When I think of writing Homeschooled, I certainly flash on images of myself at the desk that appear cathartic-ish: feverish bouts of writing, frequent sobbing into my laptop. I started writing Homeschooled in 2021, not long after my mom died, and at first I didn’t think of it as a book at all. I just wrote those pages out of a gut-deep need to put memories down on the page. Mom had died at the height of the pandemic, hundreds of miles away; having watched helplessly over screens, it felt to me like she simply vanished one day. For the four and a half years Mom had homeschooled me, she had been the only other witness to that critical part of my childhood, and after she was gone I was filled with this terrible feeling that if I didn’t immediately write down my memories, right away, it would almost be as if that part of my past vanished along with her. My wife and I had a toddler and a baby in our apartment at the time, and this writing came out in intense fits, mostly in whatever stray, rare hours (sometimes day and sometimes night) I could find, when the kids both slept.
Still, I wouldn’t say any of that felt cathartic. Even after I’d put the memories down, I still carried the weight of them. In some ways they felt heavier than before, freighted now with grief. But I kept at it, this anti-catharsis, because it felt like the only way of fighting back against the forces of silence and disappearance.
But then, after putting down tens of thousands of words, I went back to the beginning, and started to read what was there.
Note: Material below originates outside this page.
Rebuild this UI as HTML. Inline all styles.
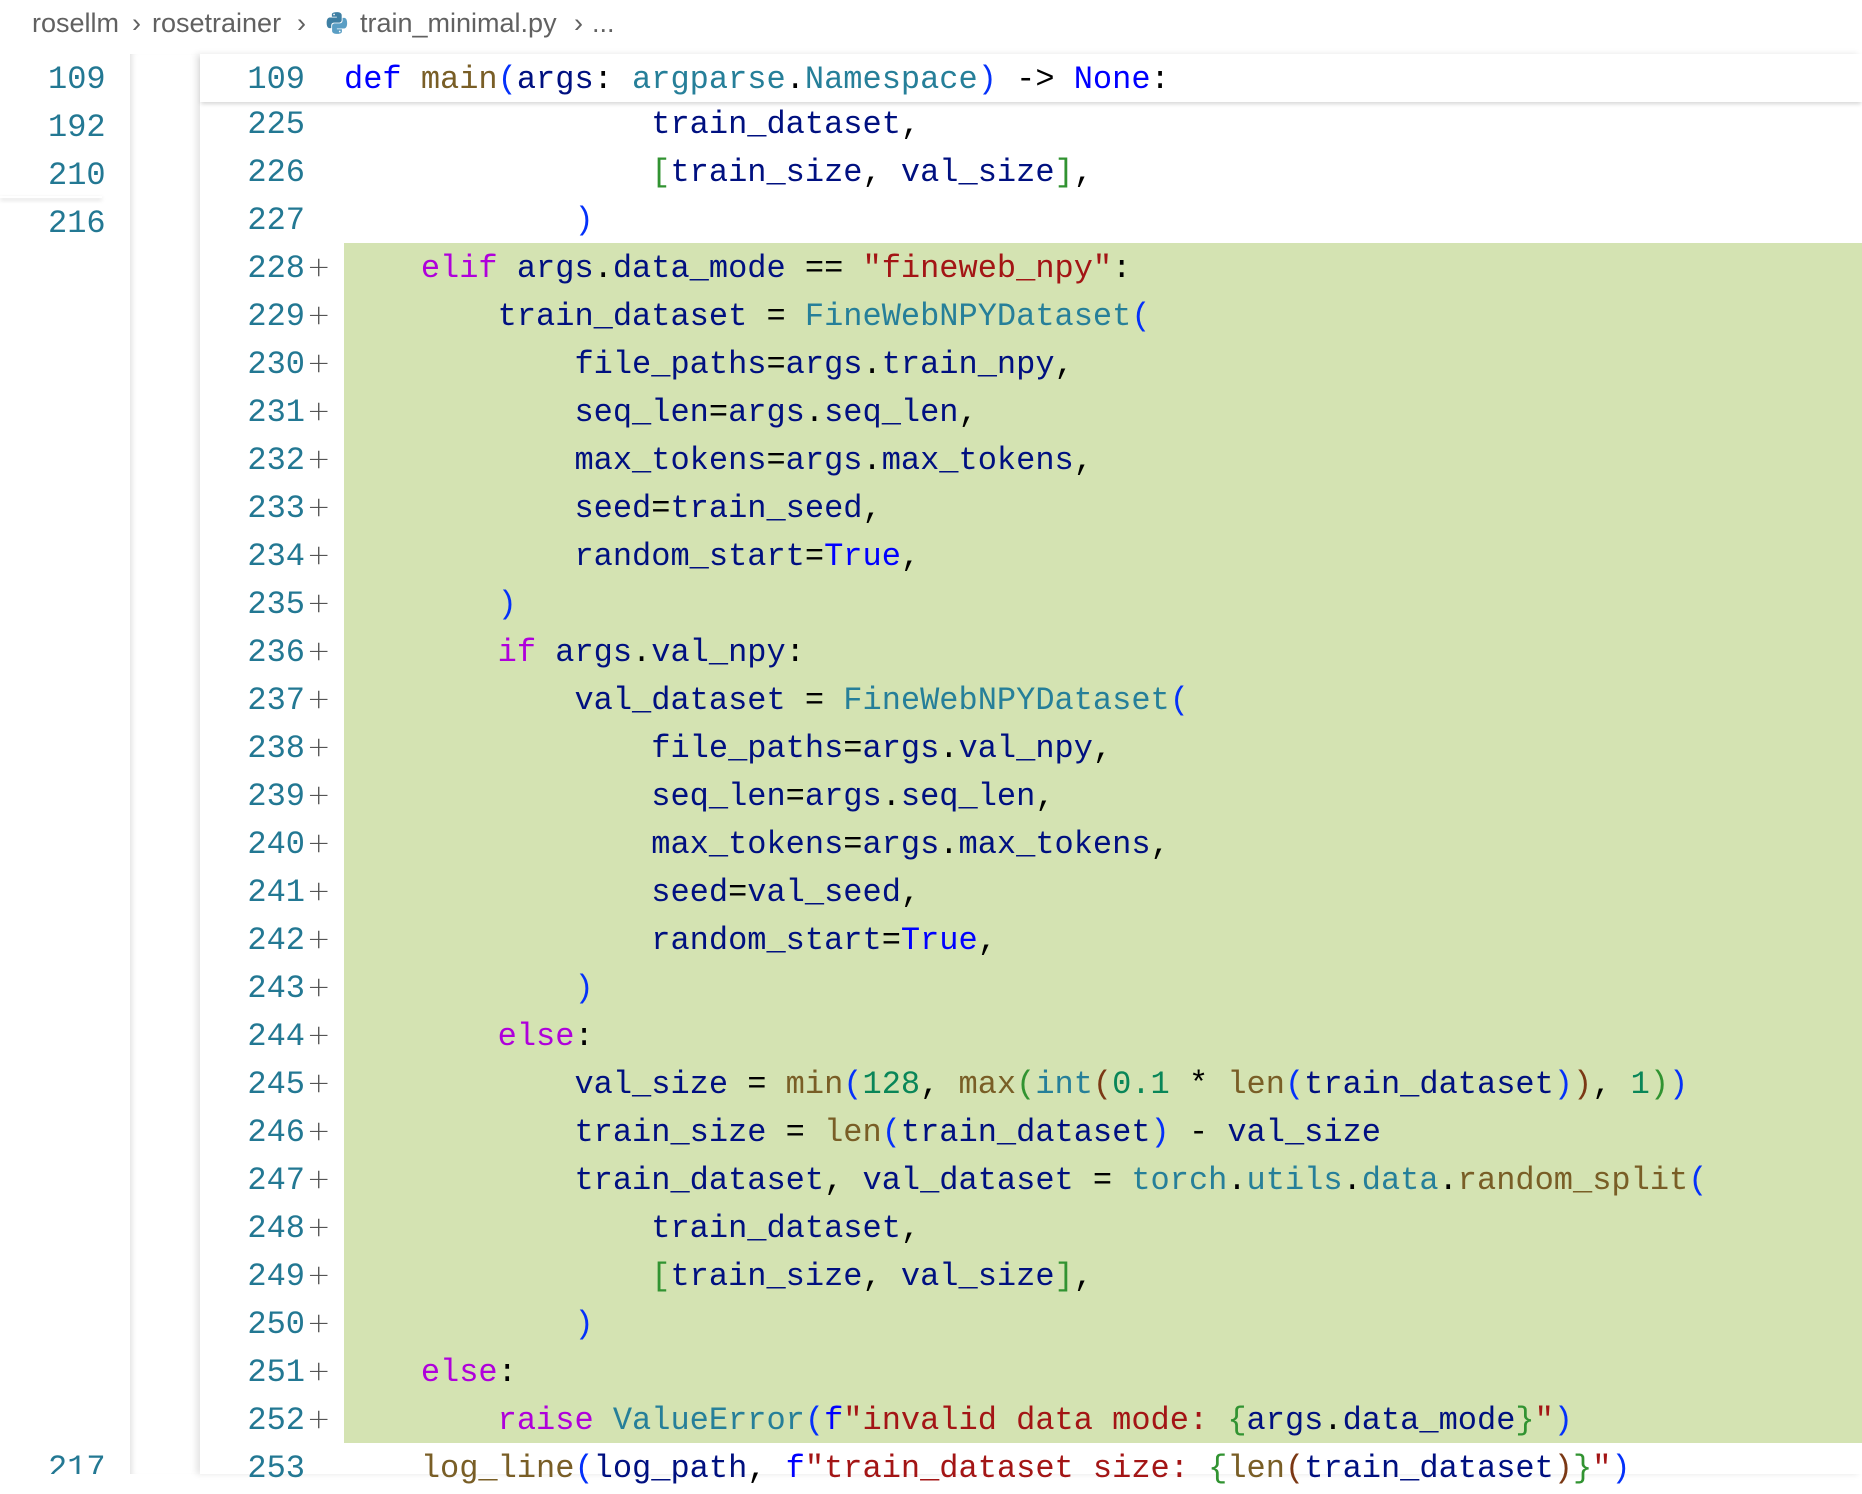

It was a mess, but what I saw through the tangle of run-on and half-formed sentences was something I didn’t expect: I saw a boy on those pages, whose fate I began to care for. In seeing my own stories set down, I began to glimpse my experience not just as its writer but as its reader. And with each revision, I felt I was better able to see that boy more clearly, and I also found that I was able to worry for him, root for him, and even feel angry on his behalf in ways that I never had with my own raw, unfiltered memories. None of this was cathartic, but it was affirming and empowering.
Publishing a memoir is an upending experience, and there are times when I wonder why I’ve put myself in that perilous emotional terrain. But then I think of that boy I met on the page, the boy who the adult version of myself can care for now, and I’m proud to stand behind him and his story.